Sur la place centrale du Capitole, la façade de la mairie, un bâtiment historique du XVIIe siècle, a été taguée, avec notamment le message « Macron Bolsonaro, Non » assimilant le président français à son homologue brésilien d’extrême droite Jair Bolsonaro. Plusieurs vitrines bancaires ont également été attaquées.

A 18 heures, le bilan de cette nouvelle journée de mobilisation faisait état de 24 interpellations. Depuis le début du mouvement, 350 personnes ont été interpellées et 34 incarcérées. Dimanche, à partir de 11 heures, le mouvement des femmes « gilets jaunes » manifesteront dans la ville.

Commerçants inquiets

Pour anticiper les éventuelles dégradations de cette dixième journée de mobilisation, cafés et commerces avaient baissé leurs grilles. Les Galeries Lafayette, prises pour cible la semaine passée, avaient érigé dès vendredi de grandes plaques en bois. « Je suis angoissée et dépitée. J’ai préféré fermer ma boutique, car dans ce contexte, la sécurité prime sur le chiffre d’affaires », témoigne Eugénie, gérante d’une boutique pour enfants, qui juge « légitimes les contestations des “gilets jaunes” ».

Comme cette gérante, depuis mercredi, des centaines de commerçants de la
ville rose, impactés régulièrement par les dégradations, ont placardé « A VENDRE » sur leurs vitrines, pour interpeller passants et pouvoirs publics. Fédérés dans le « collectif des commerçants en colère 31 », ils redoutent des conséquences « désastreuses » pour leur activité.

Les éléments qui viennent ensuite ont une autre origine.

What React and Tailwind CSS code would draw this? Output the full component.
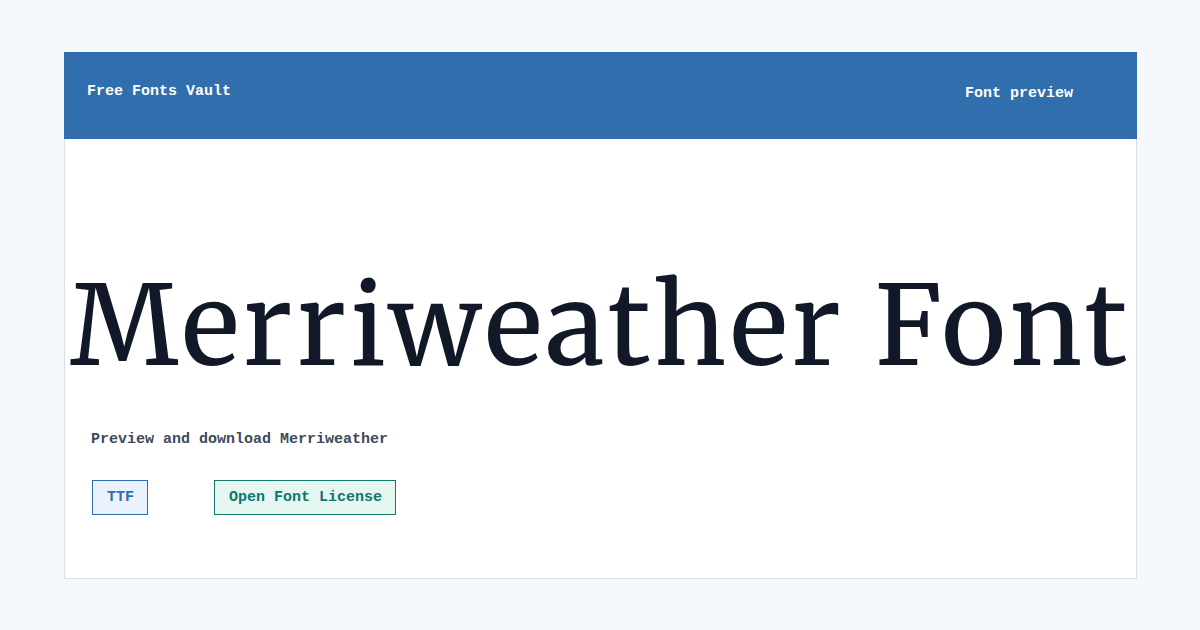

En fin de semaine, la chambre de commerce et d’industrie indiquait que 97 % des commerçants ou artisans ont connu une baisse de fréquentation de leur clientèle. Ils sont 43 % à avoir subi « un impact négatif sur la relation avec les fournisseurs » et 20 % à accuser un recul de leur activité au-delà de 50 %. Après une série de mesures annoncées par le maire de Toulouse, Jean-Luc Moudenc (LR), c’est la présidente de la région Occitanie, Carole Delga (PS), qui a débloqué un fonds d’intervention exceptionnel de 3 millions d’euros pour venir en aide aux commerçants, artisans et entreprises des centres-villes de la région.